GIVEN TASK:
Return the listing below unchanged, minus its pictures.

====== DATA

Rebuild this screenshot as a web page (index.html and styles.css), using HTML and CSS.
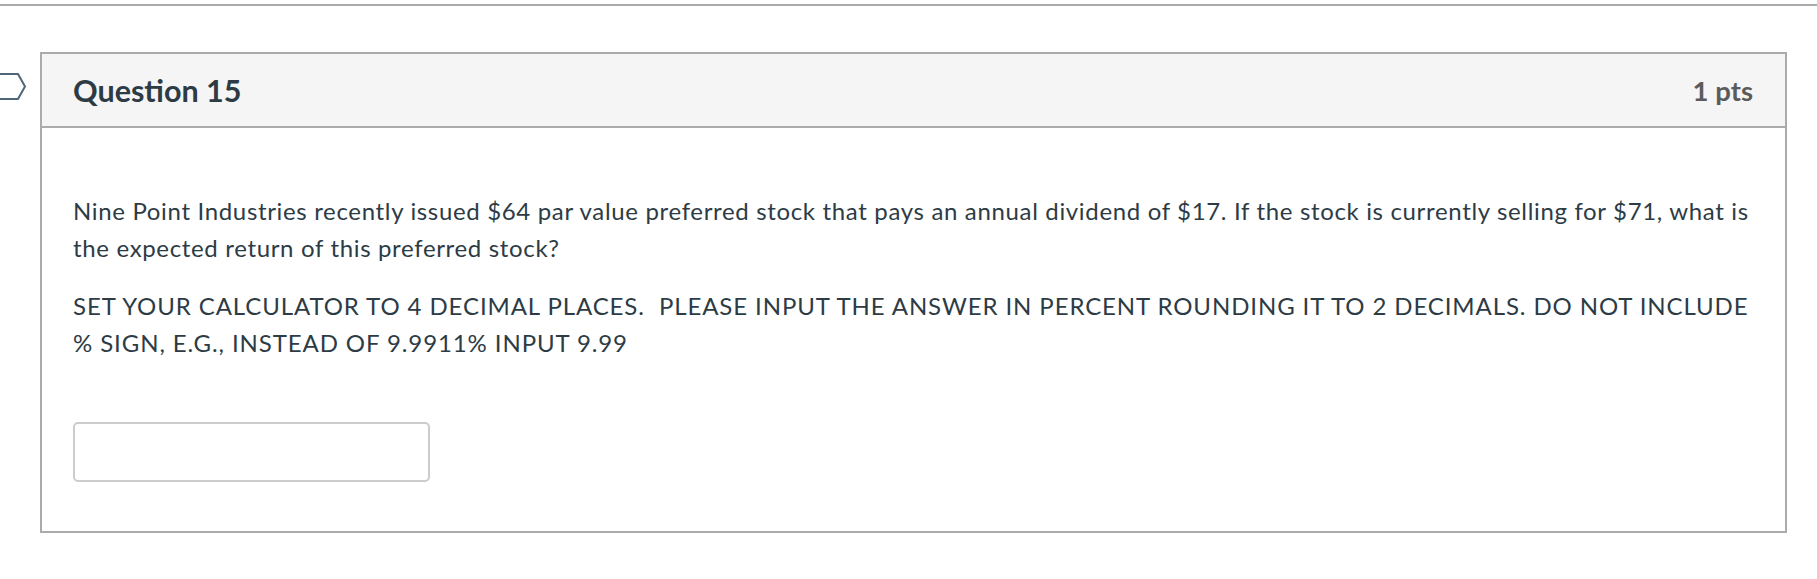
FILE: index.html
```html
<!DOCTYPE html>
<html>
<head>
<meta charset="utf-8">
<link rel="stylesheet" href="styles.css">
</head>
<body>
<div class="rule"></div>
<div class="row">
  <div class="flag-col">
    <svg class="flag" width="27" height="30" viewBox="0 0 27 30">
      <path d="M-4 2 H18 L25 14.5 L18 27 H-4" fill="none" stroke="#4e6679" stroke-width="2"/>
    </svg>
  </div>
  <div class="question">
    <div class="q-header">
      <span class="q-title">Question 15</span>
      <span class="q-pts">1 pts</span>
    </div>
    <div class="q-body">
      <p class="q-text">Nine Point Industries recently issued $64 par value preferred stock that pays an annual dividend of $17. If the stock is currently selling for $71, what is the expected return of this preferred stock?</p>
      <p class="q-text q-note">SET YOUR CALCULATOR TO 4 DECIMAL PLACES.&nbsp; PLEASE INPUT THE ANSWER IN PERCENT ROUNDING IT TO 2 DECIMALS. DO NOT INCLUDE % SIGN, E.G., INSTEAD OF 9.9911% INPUT 9.99</p>
      <input class="answer" type="text">
    </div>
  </div>
</div>
</body>
</html>
```

FILE: styles.css
```css
html, body {
  margin: 0;
  padding: 0;
  background: #ffffff;
}
body {
  font-family: Lato, "Open Sans", sans-serif;
  color: #2d3b45;
}
.rule {
  margin-top: 4px;
  height: 2px;
  background: #a9a9a9;
}
.row {
  display: flex;
  margin-top: 46px;
  width: 1787px;
}
.flag-col {
  width: 40px;
  flex: none;
}
.flag {
  display: block;
  margin-top: 20px;
}
.question {
  flex: 1;
  border: 2px solid #ababab;
}
.q-header {
  display: flex;
  justify-content: space-between;
  align-items: center;
  height: 72px;
  padding: 0 32px 0 31px;
  background: #f5f5f5;
  border-bottom: 2px solid #ababab;
}
.q-title {
  font-size: 30.5px;
  font-weight: 700;
  color: #2d3b45;
}
.q-pts {
  font-size: 27.5px;
  font-weight: 700;
  color: #5b5b5b;
}
.q-body {
  padding: 64px 28px 49px 31px;
}
.q-text {
  margin: 0 0 21px 0;
  font-size: 24px;
  letter-spacing: 0.66px;
  line-height: 37px;
}
.q-note {
  letter-spacing: 0.9px;
}
.answer {
  display: block;
  margin-top: 61px;
  width: 357px;
  height: 60px;
  box-sizing: border-box;
  border: 2px solid #cccccc;
  border-radius: 5px;
  background: #fff;
  font-family: Lato, sans-serif;
  font-size: 20px;
  padding: 0 10px;
}
```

============

OUTPUT OF THE TASK:
Rebuild this screenshot as a web page (index.html and styles.css), using HTML and CSS.
FILE: index.html
```html
<!DOCTYPE html>
<html>
<head>
<meta charset="utf-8">
<link rel="stylesheet" href="styles.css">
</head>
<body>
<div class="rule"></div>
<div class="row">
  <div class="flag-col">
    <svg class="flag" width="27" height="30" viewBox="0 0 27 30">
      <path d="M-4 2 H18 L25 14.5 L18 27 H-4" fill="none" stroke="#4e6679" stroke-width="2"/>
    </svg>
  </div>
  <div class="question">
    <div class="q-header">
      <span class="q-title">Question 15</span>
      <span class="q-pts">1 pts</span>
    </div>
    <div class="q-body">
      <p class="q-text">Nine Point Industries recently issued $64 par value preferred stock that pays an annual dividend of $17. If the stock is currently selling for $71, what is the expected return of this preferred stock?</p>
      <p class="q-text q-note">SET YOUR CALCULATOR TO 4 DECIMAL PLACES.&nbsp; PLEASE INPUT THE ANSWER IN PERCENT ROUNDING IT TO 2 DECIMALS. DO NOT INCLUDE % SIGN, E.G., INSTEAD OF 9.9911% INPUT 9.99</p>
      <input class="answer" type="text">
    </div>
  </div>
</div>
</body>
</html>
```

FILE: styles.css
```css
html, body {
  margin: 0;
  padding: 0;
  background: #ffffff;
}
body {
  font-family: Lato, "Open Sans", sans-serif;
  color: #2d3b45;
}
.rule {
  margin-top: 4px;
  height: 2px;
  background: #a9a9a9;
}
.row {
  display: flex;
  margin-top: 46px;
  width: 1787px;
}
.flag-col {
  width: 40px;
  flex: none;
}
.flag {
  display: block;
  margin-top: 20px;
}
.question {
  flex: 1;
  border: 2px solid #ababab;
}
.q-header {
  display: flex;
  justify-content: space-between;
  align-items: center;
  height: 72px;
  padding: 0 32px 0 31px;
  background: #f5f5f5;
  border-bottom: 2px solid #ababab;
}
.q-title {
  font-size: 30.5px;
  font-weight: 700;
  color: #2d3b45;
}
.q-pts {
  font-size: 27.5px;
  font-weight: 700;
  color: #5b5b5b;
}
.q-body {
  padding: 64px 28px 49px 31px;
}
.q-text {
  margin: 0 0 21px 0;
  font-size: 24px;
  letter-spacing: 0.66px;
  line-height: 37px;
}
.q-note {
  letter-spacing: 0.9px;
}
.answer {
  display: block;
  margin-top: 61px;
  width: 357px;
  height: 60px;
  box-sizing: border-box;
  border: 2px solid #cccccc;
  border-radius: 5px;
  background: #fff;
  font-family: Lato, sans-serif;
  font-size: 20px;
  padding: 0 10px;
}
```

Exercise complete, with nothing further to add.